The way this guy talked about Obama was special. Obama was not just charismatic, but progressive. Like Madison’s favorite son, Bob LaFollette. He was smart, this guy also said, a constitutional lawyer. And he was no hypocrite: he was a community organizer. I vaguely recall thinking the pitch was that this Obama guy could right all that Bush and his wars had wrecked and then some. The guy we talked to was slightly younger than me, normally disaffected, but Obama was the first politician he had ever campaigned for. I noted the tenor of the conversation, but my son was fading rapidly into crankiness, so we headed for the train.
Fast forward a couple years. I had completed my doctorate and moved from Wisconsin to Iowa where I had a job as an assistant professor, luckily not the first person — as I was so afraid I would be — to wreck my PhD program’s 100% placement rate. Iowa politics caught my attention and what should pique my curiosity but a call put out by the Obama campaign to be one of ten select people to have a bar-be-que with the candidate himself. All I had to do was write a short blurb on what I thought he most needed to address and why. I did and a few days later, a staffer called my home. For my birthday that year, 2007, I ate a burger flipped by the next president of the United States, had lunch with him and others in a suburban Iowa home, and had him sign a copy of Dreams of My Father. I caucused for him and eagerly participated in the dialogue that makes for a more festive and dialogic Iowa Democratic caucus. I went door to door for Mr. Obama during the campaign, just as I went door to door for Nader in 2000.
For Election Day, we threw a party. That’s a bittersweet day since a friend and I drove 45 minutes to get Indian food for 20 people. That friend would later have an affair with my wife and that would result in our family splitting apart. So the early Obama years really did feel like the world was collapsing. In many ways, it was literally true. But that November night, with new friends and families all gathered around our tiny flat-screen TV, with small kids having particpated in their own mock election and with the youngest even staying up to watch the results come in, we cried and cheered and marked what we knew was an historic occasion. We could feel the cool air of Grant Park as Obama accepted the election results, one with the throngs of people filling the urban space with vibrant and expectant energy. The guy I talked to at Lincoln Park had to have been there.
My kids are up again as Obama bids farewell, outlining the dangers he sees ahead. They are more concerned now with girlfriends, classrooms, their own personal psychological dramas that give them anguish now but that will be the experiences that last a lifetime, imparting lessons on how to deal with others both amenable and difficult. I am to be remarried to a smart and beautiful woman with her own immigration issues, though she is from Australia, so that’s not as palpable as it is for many others. We are and I am more secure, both financially and emotionally. Partly because I have to be, partly because I learned to be, and partly because the past eight years allowed the kind of introspection in myself and availability to my kids I needed. Chalk that up to leaders or not, it’s true.

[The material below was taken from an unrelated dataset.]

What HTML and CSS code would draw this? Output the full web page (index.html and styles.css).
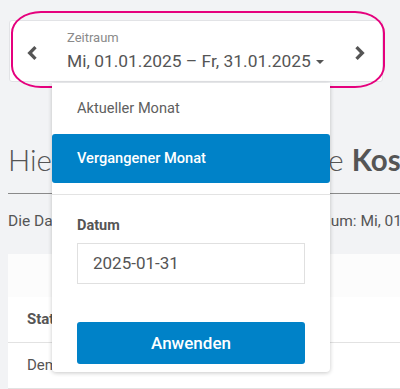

My son comes in as Barack, Michelle, Malea, Joe, and Jill wave from onstage.
“Is it over?” He asks.
I choke on the word, “Yes” so it comes out more raw emotion than any human language. Tears fill my eyes just as they did eight years ago only this time it hurts. Instead of assassination fears or homegrown terrorism, the fear is more concrete and perceptible. It’s not an unknown and faceless fear, but one slowly rolling in like a dark tide.
It is over.
And it is not. This “it” is but a chapter. We move on to the next. Like episodes of Star Wars or Harry Potter, we can take this as the ending of but one narrative arc. And who is to say it will be the narrative construed tomorrow or the next day? History will render the passage of time differently than we experience it. We haven’t lived the next part and so we cannot assume the ways it will affect our reading of the last.
And Obama said as much. So, farewell Mr. President and until the next chapter can be written, let me just say with all honest sincerity #ThanksObama. It was a very good burger.